Extending the analyses to eight other CYP loci showed that selection is common in the gene family. Five of the loci showed evidence for positive selection and these included genes that have been shown in mammals to be involved in bile acid synthesis (oxysterol 7α-hydroxylase (CYP7B1) and sterol 12α -hydroxylase (CYP8B1)) [40,41,42,43], fatty-acid oxidation (fatty acid ω-hydroxylase, CYP4V2) [44] and control of sexual dimorphism (CYP3A9) [45,46,47,48]. The remaining gene under positive selection is CYP2J40, of unknown function. This gene is of particular interest since it lies adjacent to CYP2J19 on chromosome eight in zebra finch. It has one of the strongest signatures of positive selection among the loci studied, and, consistent with previous results (where the gene is named CYP2J_2 [22]), several positively selected sites lie in the functional domain SRS0. The three CYP loci found not to be under positive selection are: the aromatase, CYP19A1, which plays a crucial role in sex determination, female receptivity and social interactions, and appears to be well conserved in nearly all species studied [49,50,51,52,53]; CYP7A1, which catalyses the first step in bile acid synthesis [54, 55]; and CYP20A1, of unknown function.

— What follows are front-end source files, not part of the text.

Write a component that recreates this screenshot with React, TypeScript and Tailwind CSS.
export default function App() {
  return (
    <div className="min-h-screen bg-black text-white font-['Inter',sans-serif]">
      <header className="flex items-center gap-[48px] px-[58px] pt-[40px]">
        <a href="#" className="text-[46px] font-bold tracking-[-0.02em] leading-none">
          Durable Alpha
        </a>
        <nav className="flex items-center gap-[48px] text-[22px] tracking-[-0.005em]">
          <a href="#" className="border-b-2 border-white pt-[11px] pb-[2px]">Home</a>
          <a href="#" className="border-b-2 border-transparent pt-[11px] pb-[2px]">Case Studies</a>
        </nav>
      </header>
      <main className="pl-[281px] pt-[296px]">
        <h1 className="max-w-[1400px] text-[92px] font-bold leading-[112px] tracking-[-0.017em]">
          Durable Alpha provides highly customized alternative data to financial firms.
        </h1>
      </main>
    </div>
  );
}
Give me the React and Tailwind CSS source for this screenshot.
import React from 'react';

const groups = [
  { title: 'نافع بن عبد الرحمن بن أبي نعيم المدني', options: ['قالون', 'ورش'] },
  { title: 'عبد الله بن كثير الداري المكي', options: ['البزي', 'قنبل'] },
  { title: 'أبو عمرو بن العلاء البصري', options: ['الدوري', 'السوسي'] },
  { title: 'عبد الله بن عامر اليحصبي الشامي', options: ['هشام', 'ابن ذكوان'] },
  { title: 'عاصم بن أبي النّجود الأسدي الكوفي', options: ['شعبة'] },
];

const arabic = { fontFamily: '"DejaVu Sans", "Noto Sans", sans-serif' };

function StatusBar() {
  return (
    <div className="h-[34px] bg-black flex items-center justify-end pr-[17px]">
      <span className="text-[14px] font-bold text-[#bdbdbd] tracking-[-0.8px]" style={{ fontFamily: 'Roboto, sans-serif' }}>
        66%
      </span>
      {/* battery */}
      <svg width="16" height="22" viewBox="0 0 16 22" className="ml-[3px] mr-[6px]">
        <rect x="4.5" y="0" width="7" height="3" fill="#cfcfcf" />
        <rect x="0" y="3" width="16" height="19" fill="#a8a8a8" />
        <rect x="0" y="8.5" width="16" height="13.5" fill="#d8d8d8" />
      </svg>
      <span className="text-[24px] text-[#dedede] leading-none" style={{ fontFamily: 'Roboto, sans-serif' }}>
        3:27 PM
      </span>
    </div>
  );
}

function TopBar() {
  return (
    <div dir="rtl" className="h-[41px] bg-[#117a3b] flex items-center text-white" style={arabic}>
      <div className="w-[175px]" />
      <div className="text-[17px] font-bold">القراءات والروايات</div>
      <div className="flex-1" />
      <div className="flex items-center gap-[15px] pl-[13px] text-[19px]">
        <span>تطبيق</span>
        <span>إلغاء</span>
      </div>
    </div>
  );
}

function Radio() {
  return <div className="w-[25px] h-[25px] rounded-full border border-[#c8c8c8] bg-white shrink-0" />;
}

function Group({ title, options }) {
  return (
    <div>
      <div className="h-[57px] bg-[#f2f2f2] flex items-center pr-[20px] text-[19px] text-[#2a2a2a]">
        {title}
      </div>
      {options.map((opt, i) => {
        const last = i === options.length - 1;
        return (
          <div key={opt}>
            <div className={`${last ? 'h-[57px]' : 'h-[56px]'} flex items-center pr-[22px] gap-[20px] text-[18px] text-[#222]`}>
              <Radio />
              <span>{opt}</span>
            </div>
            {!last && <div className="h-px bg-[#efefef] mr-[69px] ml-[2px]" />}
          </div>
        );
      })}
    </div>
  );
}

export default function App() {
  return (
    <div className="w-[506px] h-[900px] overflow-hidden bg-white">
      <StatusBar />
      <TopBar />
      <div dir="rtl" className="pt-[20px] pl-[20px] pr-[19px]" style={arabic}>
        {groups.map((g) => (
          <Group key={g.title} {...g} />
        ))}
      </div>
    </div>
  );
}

Overall, therefore, although certain loci with well-conserved functions (notably CYP19A1) do not show evidence of positive selection, there are many CYP loci which do show evidence of positive selection across a broad phylogenetic sampling of birds. Moreover, the sample of 9 CYP loci are likely among the most conserved in the avian genome since only identifiable CYP genes were targeted in diverse genomes. A study focusing on the CYP2 gene family, which is believed to primarily be involved in metabolising toxins, also found evidence for widespread positive selection (6 out of 12 CYP2 subfamilies, and 11 out of 17 loci; Almeida et al. 2016 [22]). The results presented here are thus not unusual for CYP loci in general, but while the selection of many of them may be attributed to coevolution with e.g. new toxins, the question remains why some CYP loci with more conserved functions, such as CYP2J19, are also evolving under positive selection. For CYP2J19, an intriguing possibility is that it is affected by selection acting on CYP2J40, which is within 4 kb of CYP2J40 on chromosome 8 in all lineages for which there is sufficient genomic information (Additional file 3). Specifically, it could be that directional selection on CYP2J40 sometimes leads to fixation of linked mildly deleterious alleles at CYP2J19 that are then followed by positive selection for compensatory mutations. Establishing the function of CYP2J40 would be helpful in assessing this.

Conclusion

To conclude, a single copy of CYP2J19 was found to be widespread across avian lineages, which is consistent with a conserved ancestral function in colour vision and subsequent co-option for red integumentary coloration. Like several other CYP loci, including some with conserved functions, CYP2J19 shows evidence of evolving under positive selection across birds. The cause of the positive selection on CYP2J19 is unclear. There is no evidence for a change in selection pressure on CYP2J19 following co-option for red coloration, but one factor may be compensatory mutations related to selection at the adjacent gene CYP2J40.